Dear Mama: First Foster Care Placement

Updated: Jan 23

Dear Mama of the sweet little girls in my care,

I love your children.  I didn’t know I would so soon.  I worried about your kids and my kids, tangled together in daily activities. Could I treat them fairly?  How would I react when your youngest pushed my youngest? Or when my son wouldn’t share with your daughter?

I didn’t know how long I would have these children when I picked them up in the middle of the night, my hair and clothes in disarray. They reached for me so eagerly, and I was afraid.   I’m not your mother, I thought to myself, and in the back of my mind lingered the word, yet.  How long does it take to feel like a mother? How long will they be mine?



Empty Bikes


We slipped into life together.  By increments—a wrinkled nose here, a bellowing laugh there—I fell in love with them.  When they reached for me with scraped knees or tired eyes, I felt like their mother.  I rocked your baby to sleep while her sisters prayed the nighttime prayers you taught them.  I fought to untangle their long curly hair, knowing you must know the secrets to tame it.

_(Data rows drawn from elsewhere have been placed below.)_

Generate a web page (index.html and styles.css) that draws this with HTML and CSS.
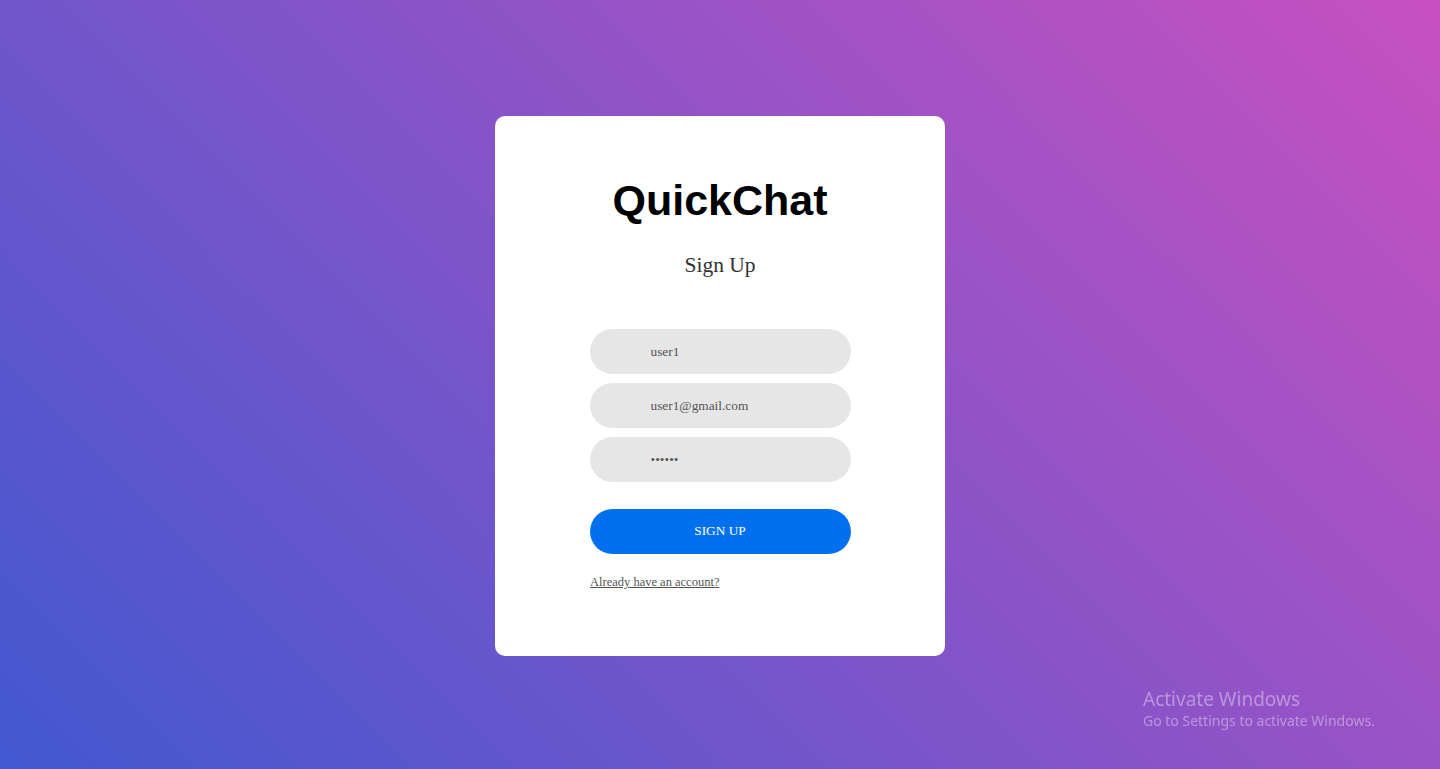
FILE: index.html
```html
<!DOCTYPE html>
<html lang="en">
<head>
<meta charset="utf-8">
<title>QuickChat - Sign Up</title>
<link rel="stylesheet" href="styles.css">
</head>
<body>
<main class="page">
  <section class="card">
    <h1 class="brand">QuickChat</h1>
    <h2 class="subtitle">Sign Up</h2>
    <form class="form">
      <input class="field" type="text" value="user1">
      <input class="field" type="email" value="user1@gmail.com">
      <input class="field" type="password" value="123456">
      <button class="submit" type="button">SIGN UP</button>
    </form>
    <a class="alt-link" href="#">Already have an account?</a>
  </section>
</main>
<div class="watermark">
  <div class="wm-title">Activate Windows</div>
  <div class="wm-sub">Go to Settings to activate Windows.</div>
</div>
</body>
</html>
```
FILE: styles.css
```css
html, body {
  margin: 0;
  padding: 0;
  height: 100%;
}
body {
  background: linear-gradient(45deg, #4158d0 0%, #c850c0 100%);
  font-family: "Liberation Serif", "Times New Roman", serif;
  overflow: hidden;
}
.page {
  min-height: 100vh;
  box-sizing: border-box;
  padding-top: 3px;
  display: flex;
  align-items: center;
  justify-content: center;
}
.card {
  width: 450px;
  height: 540px;
  box-sizing: border-box;
  background: #fff;
  border-radius: 10px;
  padding-top: 60px;
  display: flex;
  flex-direction: column;
  align-items: center;
}
.brand {
  margin: 0;
  font-family: "Liberation Sans", Arial, sans-serif;
  font-weight: bold;
  font-size: 43px;
  line-height: 49px;
  color: #000;
}
.subtitle {
  margin: 28px 0 0;
  font-weight: normal;
  font-size: 21.5px;
  line-height: 25px;
  color: #333;
}
.form {
  margin-top: 51px;
  width: 58%;
  display: flex;
  flex-direction: column;
  gap: 9px;
}
.field {
  height: 45px;
  box-sizing: border-box;
  border: none;
  outline: none;
  border-radius: 23px;
  background: #e6e6e6;
  padding: 0 20px 0 61px;
  font-family: "Liberation Serif", "Times New Roman", serif;
  font-size: 13.33px;
  color: #555;
}
.submit {
  margin-top: 18px;
  height: 45px;
  border: none;
  border-radius: 23px;
  background: #0070ee;
  color: #fff;
  font-family: "Liberation Serif", "Times New Roman", serif;
  font-size: 13.33px;
  line-height: 43px;
  padding: 0 0 2px;
  cursor: pointer;
}
.alt-link {
  align-self: flex-start;
  margin: 21px 0 0 95px;
  font-size: 12.5px;
  line-height: 15px;
  color: #555;
}
.watermark {
  position: fixed;
  left: 1143px;
  top: 687px;
  font-family: "Noto Sans", "Open Sans", sans-serif;
  color: rgba(255, 255, 255, 0.38);
}
.wm-title {
  font-size: 19px;
  line-height: 24px;
}
.wm-sub {
  font-size: 14px;
  line-height: 20px;
}
```
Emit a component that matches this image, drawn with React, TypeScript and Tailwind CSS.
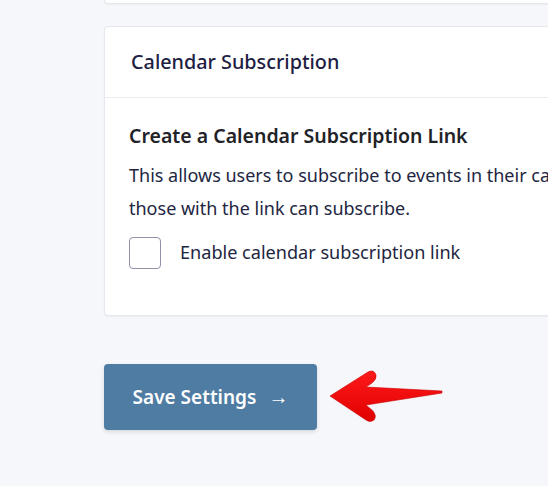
export default function App() {
  return (
    <div className="min-h-[486px] w-[548px] overflow-hidden bg-[#f6f7fb] pl-[104px] font-['Noto_Sans',sans-serif]">
      {/* previous card, only its bottom edge is visible */}
      <div className="h-[4px] w-[620px] rounded-b-[4px] border border-t-0 border-[#e6e8ef] bg-white shadow-[0_1px_2px_rgba(0,0,0,0.04)]" />

      {/* Calendar Subscription card */}
      <div className="mt-[22px] w-[620px] rounded-[4px] border border-[#e6e8ef] bg-white shadow-[0_1px_2px_rgba(0,0,0,0.05)]">
        <div className="flex h-[71px] items-center border-b border-[#e9ebf0] pl-[26px]">
          <h2 className="text-[19.8px] font-medium text-[#1d2042]">Calendar Subscription</h2>
        </div>
        <div className="pb-[46px] pl-[24px] pt-[25px]">
          <h3 className="text-[19.5px] font-semibold leading-[26px] text-[#1f2328]">
            Create a Calendar Subscription Link
          </h3>
          <p className="mt-[10px] whitespace-nowrap text-[18px] leading-[33px] text-[#22263f]">
            This allows users to subscribe to events in their calendar app. Only
            <br />
            those with the link can subscribe.
          </p>
          <label className="mt-[12px] flex items-center gap-[19px]">
            <span className="h-[32px] w-[32px] rounded-[4px] border border-[#8f91aa] bg-white" />
            <span className="text-[18.1px] text-[#22263f]">Enable calendar subscription link</span>
          </label>
        </div>
      </div>

      <div className="mt-[48px] flex items-center gap-[10px]">
        <button className="flex h-[66px] w-[213px] items-center justify-center rounded-[4px] bg-[#4f7ca3] text-[19px] font-semibold text-white shadow-[0_2px_4px_rgba(0,0,0,0.12)]">
          Save Settings <span className="ml-[12px] text-[20px] font-medium">→</span>
        </button>
        <svg width="120" height="58" viewBox="0 0 120 58" className="mt-[-2px]">
          <defs>
            <linearGradient id="red" x1="0" y1="0" x2="0" y2="1">
              <stop offset="0" stopColor="#ff1a1a" />
              <stop offset="1" stopColor="#e00000" />
            </linearGradient>
          </defs>
          <path
            d="M3 29 L41 5 Q47 2 49 8 Q50 12 45 16 L39 20 L115 24 L115 26 L39 38 L46 44 Q50 49 47 53 Q43 56 39 53 Z"
            fill="url(#red)"
            stroke="#c80000"
            strokeWidth="0.6"
            strokeLinejoin="round"
          />
        </svg>
      </div>
    </div>
  )
}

I helped them in their frantic search for treasures to bring to you on their weekly visits.  My heart ached as you kissed and hugged them and handed them back to me afterward.  I saw how your arms moved slowly as you released them, reluctant to let them go.  I saw the ways their eyes followed after you, as we went our separate ways.  And I sat with them in disappointed quiet as we drove home, wishing the visit could have lasted longer.  Wishing it could have lasted forever.

I also thought of you on the day the social workers came and loaded up their big white van with boxes I had spent all night packing.  I told my heart to be still and my voice steady as the girls asked me where they were going and why, and for how long and if they would ever see us again.  “I don’t know,” I said. I don’t know. I don’t know.

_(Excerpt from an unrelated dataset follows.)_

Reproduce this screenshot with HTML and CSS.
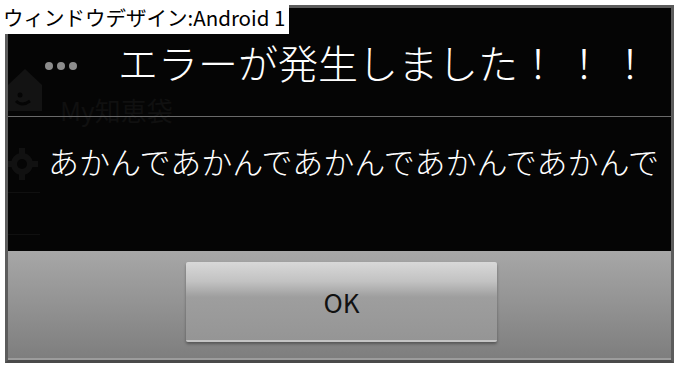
FILE: index.html
```html
<!DOCTYPE html>
<html lang="ja">
<head>
    <meta charset="UTF-8">
    <title>ウィンドウデザイン:Android 1</title>
    <link rel="stylesheet" href="styles.css">
</head>
<body>
    <div class="caption">ウィンドウデザイン:Android 1</div>

    <div class="dialog">
        <!-- app behind the dialog, dimmed -->
        <div class="ghost">
            <svg class="ghost-home" width="34" height="46" viewBox="0 0 34 46">
                <path d="M0 20 L17 4 L34 20 L34 46 L0 46 Z" fill="#131313"/>
                <circle cx="12" cy="30" r="2.5" fill="#050505"/>
                <path d="M8 36 Q14 42 22 36" stroke="#050505" stroke-width="3" fill="none"/>
            </svg>
            <div class="ghost-title">My知恵袋</div>
            <svg class="ghost-gear" width="32" height="32" viewBox="0 0 32 32">
                <circle cx="16" cy="16" r="11" fill="#111"/>
                <rect x="13" y="0" width="6" height="32" fill="#111"/>
                <rect x="0" y="13" width="32" height="6" fill="#111"/>
                <circle cx="16" cy="16" r="5" fill="#050505"/>
            </svg>
            <div class="ghost-line ghost-line1"></div>
            <div class="ghost-line ghost-line2"></div>
        </div>

        <div class="dots">
            <span></span><span></span><span></span>
        </div>

        <div class="title-row">エラーが発生しました<span class="bangs">！！！</span></div>
        <div class="divider"></div>
        <div class="message">あかんであかんであかんであかんであかんで</div>

        <div class="button-bar">
            <button class="ok-button">OK</button>
        </div>
    </div>
</body>
</html>
```

FILE: styles.css
```css
* {
    box-sizing: border-box;
    margin: 0;
    padding: 0;
}

body {
    font-family: "Noto Sans CJK JP", "Noto Sans", sans-serif;
    background: white;
    width: 680px;
    height: 368px;
    position: relative;
}

.caption {
    position: absolute;
    top: 0;
    left: 0;
    z-index: 3;
    background: white;
    color: black;
    height: 34px;
    line-height: 34px;
    padding: 0 4px 0 3px;
    font-size: 20.5px;
    white-space: nowrap;
}

.dialog {
    position: relative;
    margin: 5px 0 0 5px;
    width: 669px;
    height: 358px;
    border: 3px solid #5c5c5c;
    border-bottom-color: #4a4a4a;
    background: #050505;
    display: flex;
    flex-direction: column;
}

.ghost {
    position: absolute;
    top: 0;
    left: 0;
    right: 0;
    bottom: 0;
    overflow: hidden;
}

.ghost-home {
    position: absolute;
    left: 0;
    top: 57px;
}

.ghost-title {
    position: absolute;
    left: 52px;
    top: 89px;
    font-size: 26px;
    line-height: 26px;
    color: #101010;
}

.ghost-gear {
    position: absolute;
    left: -2px;
    top: 140px;
}

.ghost-line {
    position: absolute;
    left: 0;
    width: 32px;
    height: 1px;
    background: #101010;
}

.ghost-line1 { top: 184px; }
.ghost-line2 { top: 226px; }

.dots {
    position: absolute;
    left: 37px;
    top: 54px;
    display: flex;
    gap: 4px;
}

.dots span {
    width: 8px;
    height: 8px;
    border-radius: 50%;
    background: #8c8c8c;
}

.title-row {
    position: relative;
    height: 108px;
    padding-left: 110px;
    display: flex;
    align-items: center;
    font-size: 40px;
    font-weight: 300;
    line-height: 40px;
    color: white;
    white-space: nowrap;
}

.bangs {
    letter-spacing: 6px;
}

.divider {
    position: relative;
    height: 1px;
    background: #6a6a6a;
}

.message {
    position: relative;
    height: 134px;
    padding: 24px 0 0 40px;
    font-size: 31px;
    font-weight: 300;
    line-height: 40px;
    color: white;
    white-space: nowrap;
}

.button-bar {
    position: relative;
    flex: 1;
    background: linear-gradient(#a7a7a7, #7e7e7e);
    border-bottom: 2px solid #9c9c9c;
    display: flex;
    justify-content: center;
    padding: 11px 0 0 4px;
}

.ok-button {
    width: 311px;
    height: 80px;
    border: none;
    border-radius: 2px;
    background: linear-gradient(#d8d8d8 0%, #c2c2c2 25%, #9e9e9e 45%, #959595 100%);
    border-bottom: 2px solid #c4c4c4;
    box-shadow: 0 2px 3px rgba(0,0,0,0.35);
    font-family: "Noto Sans CJK JP", "Noto Sans", sans-serif;
    font-size: 26px;
    color: #111;
    cursor: pointer;
}
```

“They found a good family for you to stay with” I said, and I smiled, hoping my words were true. I hugged and kissed them, and said, “I love you,” and when they were gone, I went inside and cried.

I don’t know where they went, or for how long, or if I’ll ever see them again.  I don’t know if I can trust someone else to properly care for children that I mothered—that I love. I want them with me.

And I think how you must feel this too.

Dear Mama of the children that we shared, your children are so precious to me.  And my deepest desire and hope for those little girls is that they can soon come home to you.